In a recent decision, the High Court granted a claim for declaratory relief that parties were not bound by an expert determination which contained manifest errors, where the relevant clause in the underlying contract contained a carve-out for manifest error or fraud on the part of the expert: WH Holding Ltd v E20 Stadium LLP [2025] EWHC 140 (Comm).

While noting that what constitutes a manifest error will depend on the circumstances of a specific case, Paul Mitchell KC, sitting as a Deputy High Court Judge, concluded that the appropriate test was whether the error was "so obvious and obviously capable of affecting the determination as to admit of no difference of opinion". He also warned against evaluating errors by reference to pejorative language such as whether the expert has committed a "blunder" or "howler", which involve subjective judgment and may cast unfair aspersions on the expert's approach.

Applying this test to the errors identified, the judge found that these were indeed "manifest" and went to the heart of the expert's determination. Accordingly, the determination was not final and binding.

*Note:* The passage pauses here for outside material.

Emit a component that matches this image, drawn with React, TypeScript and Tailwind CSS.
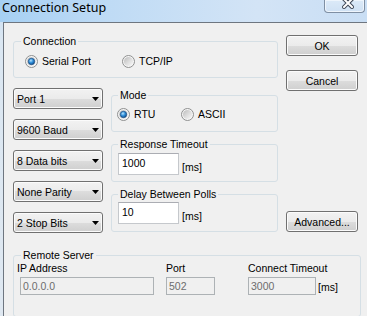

The judge also provided helpful comments as to what materials a court can consider when evaluating whether an expert's decision contained manifest errors. While, again, each case will turn on its facts, in circumstances where the parties had agreed that a reasoned decision might only be overturned on grounds of manifest error or fraud, it was appropriate for the examination to be fairly thorough, including in this case a review of the submissions made to the expert and the documents mentioned in them.